Due film al festival. Un record personale che Giancarlo Giannini minimizza. Alla Berlinale è stato appena due anni fa con Vuoti a perdere – “film sfortunato, però era un altro commissario della mia lunga serie”. È il suo stile, un misto di understatement e simpatica presunzione. Affastella i concetti, porta la conversazione dove vuole lui, ironizza su tutto, compreso se stesso. È appena stato l’antagonista del cannibale Hopkins, ed eccolo protagonista di un delicato “breve incontro” alla David Lean nella notte più breve dell’anno, quella del 21 dicembre. Il regista è Luciano Emmer, festeggiato stasera, San Valentino, con una cena italiana e con la proiezione del suo Una lunga lunga lunga notte d’amore. “Una storia di donne, tra cui Marie Trintignant, che incontro casualmente alla stazione: ci conosciamo, ci innamoriamo, ci lasciamo”.
Si sente portato per le storie d’amore?
Non ho mai fatto altro! Nel mio nuovo film, Ti voglio bene, Eugenio, sono addirittura un down che si innamora di Giuliana De Sio.
Un down? Com’è possibile?
È possibile. Mica solo gli attori americani fanno queste cose…
A proposito di americani: soddisfatto di “Hannibal”?
Anche quella una storia d’amore! Il mio personaggio, il poliziotto, sta con Francesca Neri, e più una donna è bella, più soldi ci vogliono per tenerla. Questo spiega l’ambizione e la lotta di potere tra i due.
Com’è stato l’incontro con Emmer?
È un uomo intelligente, notevole. Già sette, otto anni fa mi parlava di questa storia, poi finalmente ha trovato i soldi per farla. Emmer mi diverte, è un anarchico. Facevamo lunghe passeggiate notturne durante il film, fino alle sei del mattino e non era lui il primo a stancarsi.
Lei si diverte molto nel suo lavoro, sembra di capire?

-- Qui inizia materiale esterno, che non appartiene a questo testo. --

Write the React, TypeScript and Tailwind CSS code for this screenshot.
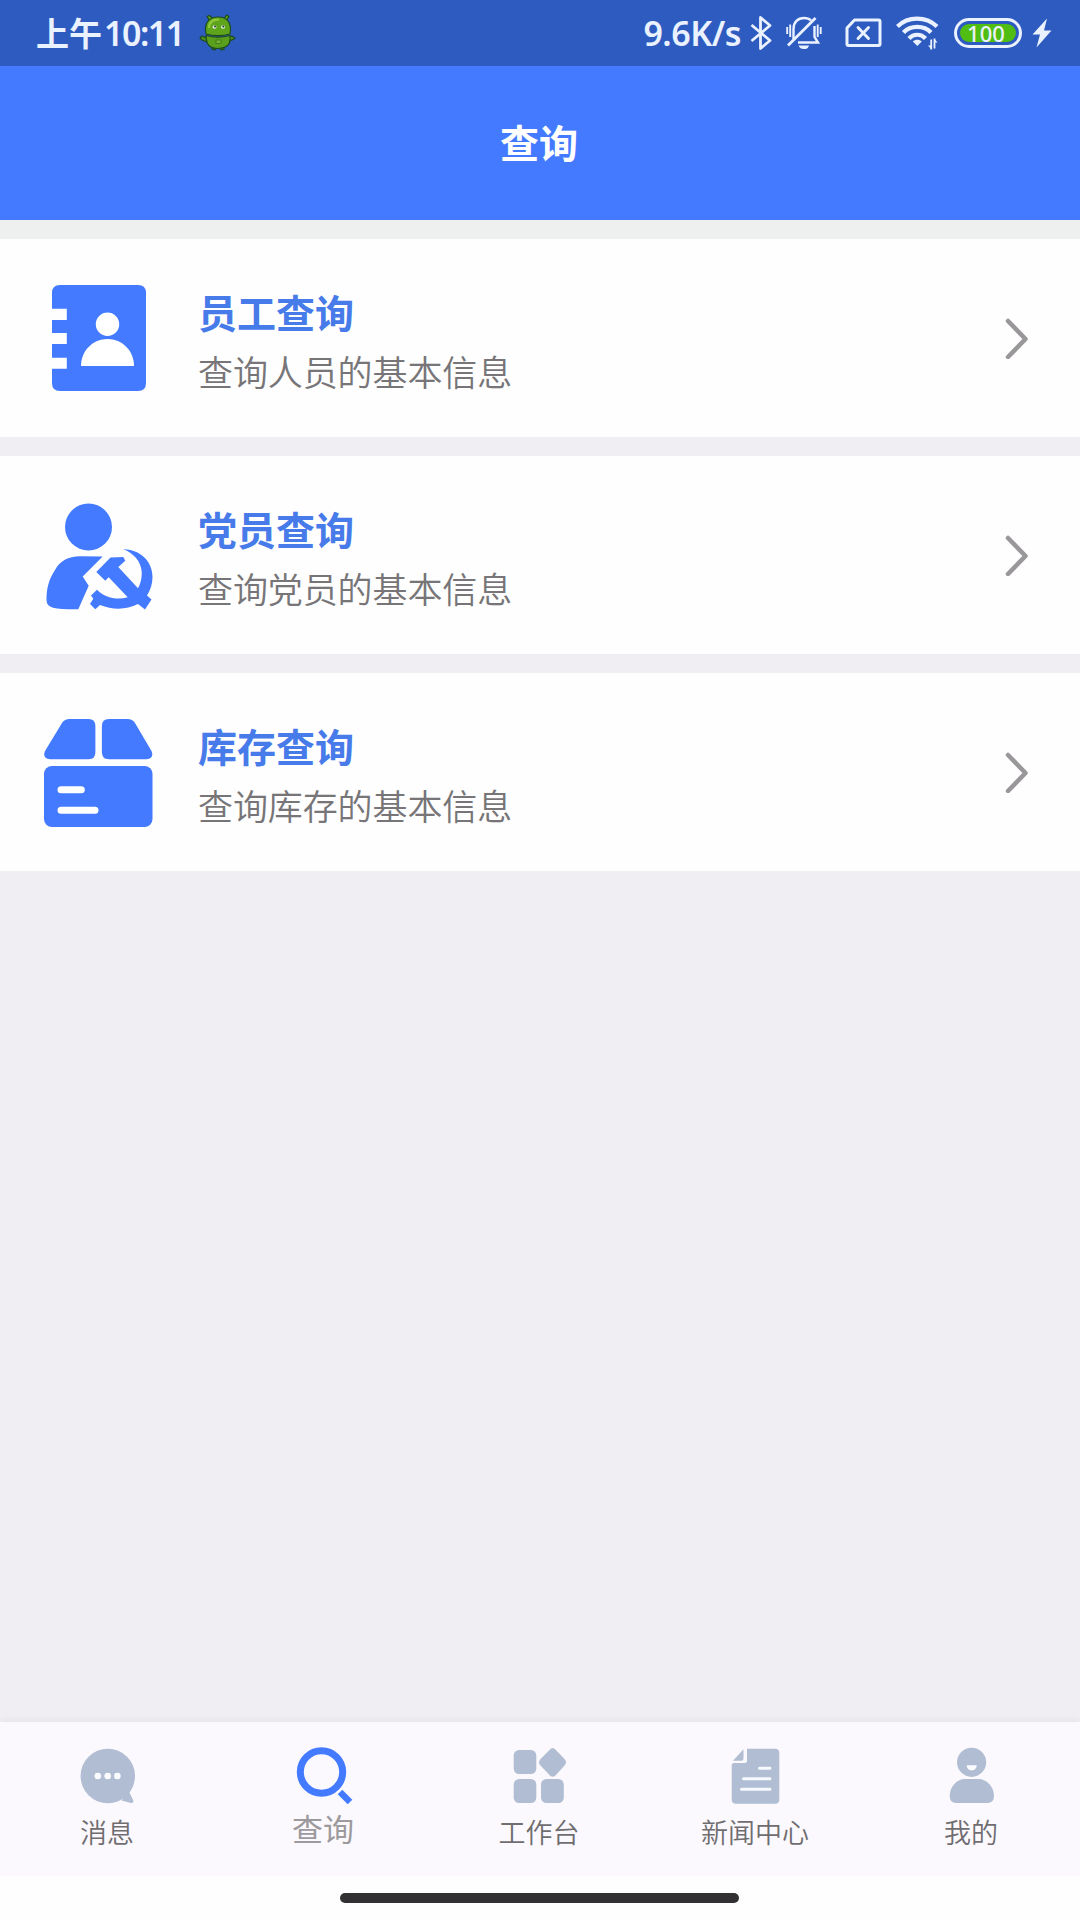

Io cerco soprattutto questo, divertirmi. Per questo andavo tanto d’accordo con Hopkins: siamo due attori che non amano piangere lacrime vere. Non voglio soffrire, come insegnava Stanislawski, io mi sento semmai brechtiano. Sono e resto attore per caso: amavo l’elettronica, sono finito in accademia per vincere la timidezza, ho collezionato centocinquanta ruoli.
Qui a Berlino ci sono nove film italiani: una rinascita?
Un tentativo. Spero che non siano le rondini che non fanno primavera. Ma vedo registi che hanno voglia di fare cinema con serietà, amore e desiderio. L’Italia si merita un buon cinema futuro. Anche Gladiator l’abbiamo inventato noi. E la farsa, il neorealismo…
Secondo lei che problema abbiamo?
Non di realismo. Il cinema è finzione, altrimenti fai un bel documentario. Persino Rossellini mi diceva: “Ma cosa rompono con gli attori presi dalla strada! Io vado per strada perché non ho una lira”. Quando lessi il copione di Terminator pensai che era una cosa inverosimile, invece Al Pacino mi spiegò che avrebbe avuto un enorme successo. Gli americani hanno capito che col cinema si può fare tutto, che è un gioco.
E non c’è nessun italiano che sta a questo gioco?
Ma sì. Muccino, per esempio. Perché prende questo mestiere senza tante angosce.
Lei lo farebbe, il regista?
Lo farò. Anche per curiosità. Progetto la storia dell’amicizia tra un ras africano e un ragazzino italiano nell’Etiopia della guerra. Comincio a girare a settembre. Se tutto va bene.